Vitamin D is a fat-soluble vitamin that our body synthesizes from the sun and is activated in the liver and kidneys to its active form 1,25-dihydroxy vitamin D. Vitamin D is essential for bone health and regulates calcium absorption from the food we consume. Vitamin D also plays an integral role in supporting optimal immune function.
Since vitamin D and calcium are necessary for bone growth and remodeling, ensuring one receives an adequate dosage of these nutrients may be particularly essential if you are currently undergoing or have undergone cancer treatment. Research suggests breast cancer and prostate cancer therapies may cause higher rates of CTIBL, or cancer treatment-induced bone loss. Considering this, it is important sufficient levels of vitamin D are maintained if you are in treatment.
Though the recommended daily allowance for vitamin D is 600 international units (IU) for adults under the age of 70 and 800 IU for adults over 70, it is important to consult with your doctor and/or dietitian about the vitamin D dosage appropriate for you, and whether you should take vitamin D supplements at all.
Aside from obtaining vitamin D from the sun and/or in supplemental form, there are a few whole foods you can incorporate into your diet to increase your vitamin D intake. Freshwater cold fish constitutes one of the best food sources of vitamin D. Three ounces of salmon contain 447 IU, three ounces of canned tuna contains 154 IU, and canned sardines bring 46 IU per 2 fillets to the table. This may not seem like good news to many of you reading this, who cannot stomach the idea of eating anything fishy during chemo.
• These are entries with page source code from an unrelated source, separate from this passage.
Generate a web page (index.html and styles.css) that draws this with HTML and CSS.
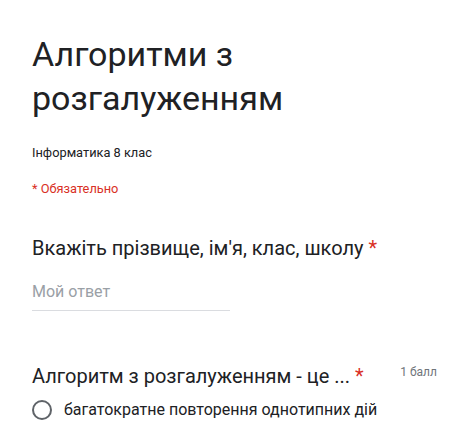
FILE: index.html
```html
<!DOCTYPE html>
<html lang="uk">
<head>
<meta charset="utf-8">
<link rel="stylesheet" href="styles.css">
</head>
<body>
<main class="form">
  <header class="form-header">
    <h1 class="form-title">Алгоритми з розгалуженням</h1>
    <p class="form-desc">Інформатика 8 клас</p>
    <p class="form-required">* Обязательно</p>
  </header>
  <section class="question">
    <div class="q-head">
      <h2 class="q-title">Вкажіть прізвище, ім'я, клас, школу <span class="star">*</span></h2>
    </div>
    <div class="answer">Мой ответ</div>
  </section>
  <section class="question q2">
    <div class="q-head">
      <h2 class="q-title">Алгоритм з розгалуженням - це ... <span class="star">*</span></h2>
      <span class="points">1 балл</span>
    </div>
    <label class="option">
      <span class="radio"></span>
      <span class="opt-text">багатократне повторення однотипних дій</span>
    </label>
  </section>
</main>
</body>
</html>
```
FILE: styles.css
```css
html, body {
  margin: 0;
  padding: 0;
  background: #fff;
}
body {
  font-family: Roboto, "Noto Sans", Arial, sans-serif;
  color: #202124;
}
.form {
  width: 469px;
  padding: 32px 32px 0 32px;
  box-sizing: border-box;
}
.form-title {
  margin: 0;
  font-size: 34px;
  font-weight: 400;
  line-height: 44px;
  width: 300px;
  color: #202124;
}
.form-desc {
  margin: 25px 0 0;
  font-size: 12.8px;
  line-height: 16px;
  color: #202124;
}
.form-required {
  margin: 20px 0 0;
  font-size: 12.8px;
  line-height: 16px;
  color: #d93025;
}
.question {
  margin-top: 39px;
}
.q-head {
  display: flex;
  justify-content: space-between;
  align-items: flex-start;
}
.q-title {
  margin: 0;
  font-size: 20px;
  font-weight: 400;
  line-height: 24px;
  color: #202124;
}
.star {
  color: #d93025;
}
.points {
  font-size: 12px;
  line-height: 16px;
  color: #70757a;
}
.answer {
  margin-top: 21px;
  width: 198px;
  font-size: 16px;
  line-height: 22px;
  color: #9aa0a6;
  border-bottom: 1px solid #dadce0;
  padding-bottom: 7px;
}
.q2 {
  margin-top: 53px;
}
.option {
  display: flex;
  align-items: center;
  gap: 12px;
  margin-top: 10px;
}
.radio {
  width: 16px;
  height: 16px;
  border: 2px solid #5f6368;
  border-radius: 50%;
  flex: none;
}
.opt-text {
  font-size: 16px;
  line-height: 24px;
  color: #202124;
}
```
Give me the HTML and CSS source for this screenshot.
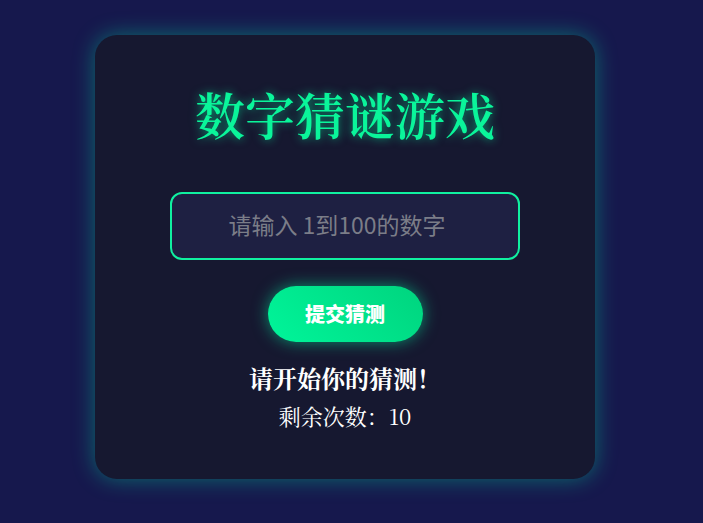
FILE: index.html
```html
<!DOCTYPE html>
<html lang="zh">
<head>
<meta charset="utf-8">
<title>数字猜谜游戏</title>
<link rel="stylesheet" href="styles.css">
</head>
<body>
<div class="card">
  <h1 class="title">数字猜谜游戏</h1>
  <input class="guess" type="text" placeholder="请输入 1到100的数字">
  <button class="submit">提交猜测</button>
  <p class="message">请开始你的猜测！</p>
  <p class="remaining">剩余次数：10</p>
</div>
</body>
</html>
```
FILE: styles.css
```css
html, body {
  margin: 0;
  height: 100%;
}
body {
  background: #16184d;
  padding: 35px 0 0 95px;
  box-sizing: border-box;
  font-family: "Noto Serif CJK SC", "Source Han Serif SC", "AR PL UMing CN", "SimSun", "Liberation Serif", serif;
}
.card {
  width: 500px;
  height: 444px;
  box-sizing: border-box;
  background: #161830;
  border-radius: 22px;
  box-shadow: 0 0 22px rgba(0, 210, 150, 0.45);
  display: flex;
  flex-direction: column;
  align-items: center;
  padding-top: 48px;
}
.title {
  margin: 0;
  color: #0af59a;
  font-size: 50px;
  font-weight: 600;
  line-height: 60px;
  text-shadow: 0 0 10px rgba(0, 245, 160, 0.6);
}
.guess {
  margin-top: 49px;
  width: 350px;
  height: 68px;
  box-sizing: border-box;
  padding: 0 18px 5px 2px;
  background: #1e2042;
  border: 2px solid #10f0a0;
  border-radius: 12px;
  text-align: center;
  font-family: "Noto Sans CJK SC", sans-serif;
  font-size: 23px;
  color: #ddd;
  outline: none;
}
.guess::placeholder {
  color: #7b7d88;
}
.submit {
  margin-top: 26px;
  width: 155px;
  height: 56px;
  border: none;
  border-radius: 28px;
  padding: 0 0 2px;
  background: linear-gradient(45deg, #00f59a, #00d47e);
  color: #fff;
  font-family: "Noto Sans CJK SC", sans-serif;
  font-weight: 900;
  font-size: 20px;
  box-shadow: 0 0 16px rgba(0, 240, 160, 0.55);
}
.message {
  margin: 20px 0 0;
  color: #fff;
  font-size: 24px;
  line-height: 32px;
  font-weight: bold;
}
.remaining {
  margin: 7px 0 0;
  color: #fff;
  font-size: 22px;
  line-height: 30px;
}
```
However, being on a bland diet need not necessarily exclude fish, which are rather important sources of other nutrients beyond vitamin D.
Cook for Your Life has many fish recipes to suit your needs if you are on a bland diet, including recipes for Soy Poached Salmon, Salmon al Cartoccio, and Salad Nicoise with Grilled Tuna. In fact, our recipe for Salad Niçoise may be called a vitamin D jackpot, as it includes hard-boiled eggs which each offer about 41 IU of the nutrient in addition to the tuna.
Simply hard-boiling eggs is actually an easy way to add small amounts of vitamin D to your diet here and there. If you’re feeling up for something fancy and minimal effort, try our recipe for Eggs Baked in Tomatoes or Spinach Ricotta Scrambled Eggs.
Lastly, there are foods fortified with vitamin D, including milk, which can contain approximately 120 IU per 1 cup. Importantly, organic milk and some alternative milk, like almond milk, can be fortified with vitamin D, so look to add these fortified foods in your diet according to your preferences.
Though getting an adequate amount of vitamin D may seem daunting, as few foods contain high levels of the nutrient. Trying new recipes with fish, adding eggs to your meals, or trying your morning coffee with a splash of vitamin D fortified milk are all simple ways to increase your intake without it feeling like a chore.